2002年10月20日 | ミステリ感想
~収録作品と感想~
※感想順はハードカバー版のものです

『天井のとらんぷ』
(ネタバレ→)ショートという言葉を張るために流行を設定に組み入れた。実に巧み。

『シンブルの味』
逆転のトリックが見事。

『空中朝顔』
『蔭桔梗』や『比翼』の系列。短いなりに。

『白いハンカチーフ』
これは珍しい。トリックの張り方が奇抜。説得力はやや薄いが。

『ビルチューブ』
これはうまい! 伏線の数が群を抜く。

『消える銃弾』
チェスタトンばりのトリック。

『カップと玉』
トリックがやや言い訳がましいが、結末に味。

『石になった人形』
やや難。

『七羽の銀鳩』
突拍子もない結末に面食らった。

『剣の舞』
愛憎どろどろ。も、結末に救い。

『虚像実像』
これはアンフェアですよね?

『花火と銃声』
この長さに詰め込まれた驚異の重量感。逆転にしてあからさまな真相。

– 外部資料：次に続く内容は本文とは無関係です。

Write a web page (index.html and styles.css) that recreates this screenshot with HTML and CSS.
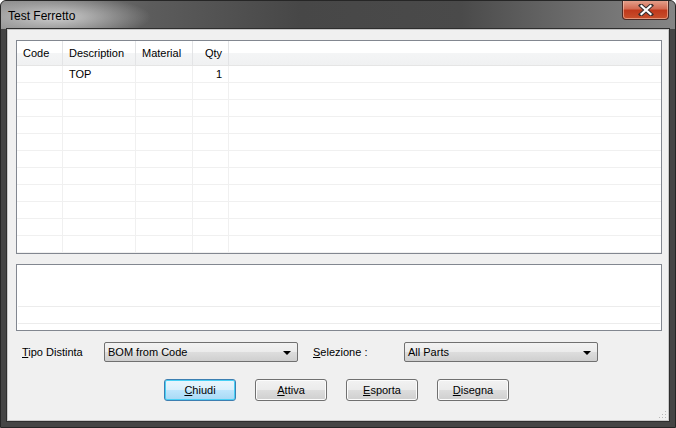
FILE: index.html
```html
<!doctype html>
<html>
<head>
<meta charset="UTF-8">
<title>Test Ferretto</title>
<link rel="stylesheet" href="styles.css">
</head>
<body>
	<div class="window">
		<div class="titlebar">
			<span class="title">Test Ferretto</span>
			<div class="close-btn">
				<svg width="18" height="12" viewBox="0 0 18 12">
					<path d="M4 1.5 L14 10.5 M14 1.5 L4 10.5" stroke="#3a3030" stroke-width="4.2" stroke-linecap="square"/>
					<path d="M4.5 2 L13.5 10 M13.5 2 L4.5 10" stroke="#ffffff" stroke-width="2.2" stroke-linecap="square"/>
				</svg>
			</div>
		</div>
		<div class="client">
			<div class="listview">
				<div class="lv-header">
					<div class="col c-code">Code</div>
					<div class="col c-desc">Description</div>
					<div class="col c-mat">Material</div>
					<div class="col c-qty num">Qty</div>
					<div class="col c-fill"></div>
				</div>
				<div class="lv-row">
					<div class="col c-code"></div>
					<div class="col c-desc">TOP</div>
					<div class="col c-mat"></div>
					<div class="col c-qty num">1</div>
					<div class="col c-fill"></div>
				</div>
				<div class="lv-row"><div class="col c-code"></div><div class="col c-desc"></div><div class="col c-mat"></div><div class="col c-qty"></div><div class="col c-fill"></div></div>
				<div class="lv-row"><div class="col c-code"></div><div class="col c-desc"></div><div class="col c-mat"></div><div class="col c-qty"></div><div class="col c-fill"></div></div>
				<div class="lv-row"><div class="col c-code"></div><div class="col c-desc"></div><div class="col c-mat"></div><div class="col c-qty"></div><div class="col c-fill"></div></div>
				<div class="lv-row"><div class="col c-code"></div><div class="col c-desc"></div><div class="col c-mat"></div><div class="col c-qty"></div><div class="col c-fill"></div></div>
				<div class="lv-row"><div class="col c-code"></div><div class="col c-desc"></div><div class="col c-mat"></div><div class="col c-qty"></div><div class="col c-fill"></div></div>
				<div class="lv-row"><div class="col c-code"></div><div class="col c-desc"></div><div class="col c-mat"></div><div class="col c-qty"></div><div class="col c-fill"></div></div>
				<div class="lv-row"><div class="col c-code"></div><div class="col c-desc"></div><div class="col c-mat"></div><div class="col c-qty"></div><div class="col c-fill"></div></div>
				<div class="lv-row"><div class="col c-code"></div><div class="col c-desc"></div><div class="col c-mat"></div><div class="col c-qty"></div><div class="col c-fill"></div></div>
				<div class="lv-row"><div class="col c-code"></div><div class="col c-desc"></div><div class="col c-mat"></div><div class="col c-qty"></div><div class="col c-fill"></div></div>
				<div class="lv-row last"><div class="col c-code"></div><div class="col c-desc"></div><div class="col c-mat"></div><div class="col c-qty"></div><div class="col c-fill"></div></div>
			</div>

			<div class="memo">
				<div class="memo-line"></div>
				<div class="memo-line"></div>
			</div>

			<div class="options">
				<span class="lbl lbl-tipo"><u>T</u>ipo Distinta</span>
				<div class="combo combo-tipo">
					<span>BOM from Code</span>
					<svg class="arrow" width="8" height="4" viewBox="0 0 8 4"><path d="M0 0 H8 L4 4 Z" fill="#000"/></svg>
				</div>
				<span class="lbl lbl-sel"><u>S</u>elezione :</span>
				<div class="combo combo-sel">
					<span>All Parts</span>
					<svg class="arrow" width="8" height="4" viewBox="0 0 8 4"><path d="M0 0 H8 L4 4 Z" fill="#000"/></svg>
				</div>
			</div>

			<div class="buttons">
				<div class="btn default"><u>C</u>hiudi</div>
				<div class="btn"><u>A</u>ttiva</div>
				<div class="btn"><u>E</u>sporta</div>
				<div class="btn"><u>D</u>isegna</div>
			</div>

			<svg class="grip" width="10" height="10" viewBox="0 0 10 10">
				<rect x="8" y="2" width="1" height="1" fill="#b8b8b8"/>
				<rect x="5" y="5" width="1" height="1" fill="#b8b8b8"/>
				<rect x="8" y="5" width="1" height="1" fill="#b8b8b8"/>
				<rect x="2" y="8" width="1" height="1" fill="#b8b8b8"/>
				<rect x="5" y="8" width="1" height="1" fill="#b8b8b8"/>
				<rect x="8" y="8" width="1" height="1" fill="#b8b8b8"/>
			</svg>
		</div>
	</div>
</body>
</html>
```

FILE: styles.css
```css
body {
	margin: 0;
	padding: 0;
	background-color: #ffffff;
	font-family: "Liberation Sans", Arial, sans-serif;
	font-size: 11px;
	color: #000;
}

.window {
	width: 676px;
	height: 428px;
	box-sizing: border-box;
	border-radius: 6px 6px 0 0;
	background-color: #454545;
	border: 1px solid #262626;
	display: flex;
	flex-direction: column;
	position: relative;
	overflow: hidden;
}

.titlebar {
	height: 28px;
	flex: none;
	display: flex;
	align-items: center;
	padding-left: 7px;
	background:
		radial-gradient(ellipse 95px 22px at 55px 16px, rgba(220,220,220,0.85) 0%, rgba(200,200,200,0.4) 60%, rgba(200,200,200,0) 100%),
		linear-gradient(90deg, #8a8a8a 0px, #5c5c5c 150px, #474747 300px, #4a4a4a 460px, #6e6e6e 580px, #858585 676px);
}

.title {
	font-size: 12px;
	color: #000;
	margin-top: 1px;
}

.close-btn {
	position: absolute;
	top: -1px;
	right: 6px;
	width: 47px;
	height: 20px;
	box-sizing: border-box;
	border: 1px solid #4a2a26;
	border-top: none;
	border-radius: 0 0 4px 4px;
	background: linear-gradient(180deg, #e6a591 0%, #d36c54 45%, #c0391c 55%, #c8502c 100%);
	box-shadow: inset 0 0 0 1px rgba(255,220,200,0.5);
	display: flex;
	align-items: center;
	justify-content: center;
}

.client {
	flex: 1;
	margin: 0 6px 6px 6px;
	border: 1px solid #c8c8c8;
	box-shadow: 0 0 0 1px #2e2e2e;
	background-color: #f0f0f0;
	padding: 10px 6px 0 8px;
	position: relative;
	display: flex;
	flex-direction: column;
}

.listview {
	height: 214px;
	box-sizing: border-box;
	border: 1px solid #828790;
	background-color: #fff;
	overflow: hidden;
}

.lv-header {
	display: flex;
	height: 24px;
	background: linear-gradient(180deg, #ffffff 0%, #ffffff 50%, #f4f5f6 52%, #f0f1f2 100%);
	border-bottom: 1px solid #e5e5e5;
}

.lv-header .col {
	border-right: 1px solid #e3e4e6;
	line-height: 25px;
	padding: 0 6px;
}

.lv-row {
	display: flex;
	height: 16px;
	border-bottom: 1px solid #f0f0f0;
}

.lv-row .col {
	border-right: 1px solid #f0f0f0;
	line-height: 16px;
	padding: 0 6px;
}

.col {
	box-sizing: border-box;
	flex: none;
	white-space: nowrap;
}

.c-code { width: 46px; }
.c-desc { width: 73px; }
.c-mat { width: 57px; }
.c-qty { width: 36px; }
.c-fill { flex: 1; border-right: none !important; }

.num {
	text-align: right;
}

.memo {
	margin-top: 10px;
	height: 67px;
	box-sizing: border-box;
	border: 1px solid #828790;
	background-color: #fff;
	padding: 41px 1px 0 1px;
}

.memo-line {
	height: 16px;
	border-top: 1px solid #ececec;
}

.options {
	display: flex;
	align-items: center;
	margin-top: 11px;
	height: 20px;
}

.lbl {
	white-space: nowrap;
}

.lbl-tipo {
	margin-left: 6px;
	width: 82px;
}

.lbl-sel {
	margin-left: 15px;
	width: 91px;
}

.combo {
	height: 20px;
	box-sizing: border-box;
	border: 1px solid #707070;
	border-radius: 2px;
	background: linear-gradient(180deg, #f2f2f2 0%, #ebebeb 50%, #dddddd 51%, #cfcfcf 100%);
	display: flex;
	align-items: center;
	justify-content: space-between;
	padding: 0 6px 0 3px;
}

.combo-tipo { width: 194px; }
.combo-sel { width: 194px; }

.arrow {
	margin-top: 1px;
}

.buttons {
	display: flex;
	margin-top: 17px;
	padding-left: 148px;
	gap: 19px;
}

.btn {
	width: 72px;
	height: 22px;
	box-sizing: border-box;
	border: 1px solid #707070;
	border-radius: 3px;
	background: linear-gradient(180deg, #f2f2f2 0%, #ebebeb 50%, #dddddd 51%, #cfcfcf 100%);
	box-shadow: inset 0 0 0 1px #fcfcfc;
	text-align: center;
	line-height: 20px;
}

.btn.default {
	border-color: #3c7fb1;
	background: linear-gradient(180deg, #eaf6fd 0%, #d9f0fc 50%, #bee6fd 51%, #a7d9f5 100%);
	box-shadow: inset 0 0 0 1px #48d0f5;
}

.grip {
	position: absolute;
	right: 1px;
	bottom: 1px;
}
```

傑作。

『ジグザグ』
序盤の軽妙なかけ合いがいい。

『だるまさんがころした』
トリックは味気ないが、物語が光る。

『ミダス王の奇跡』
これは伏線を張るだけのお話。ここから質が明らかにトーンダウンした。

『浮気な鍵』
ただの奇術譚。不満。

『真珠夫人』
対処がいまひとつ意味不明。

『とらんぷの歌』
謎の設定が不明瞭。惜しい。

『百魔術』
トリックが解りやすすぎ。

『おしゃべり鏡』
20年越しの伏線に脱帽。

『魔術城落成』
こんな結末は望んでいなかった。残念。


~総括~
短編集『花火と銃声』所収の7編(『石になった人形』~『だるまさんがころした』)を頂点として、以降の凋落ぶりは明らか。泡坂妻夫の真価はこの程度ではないはず。故に評価は辛くなる。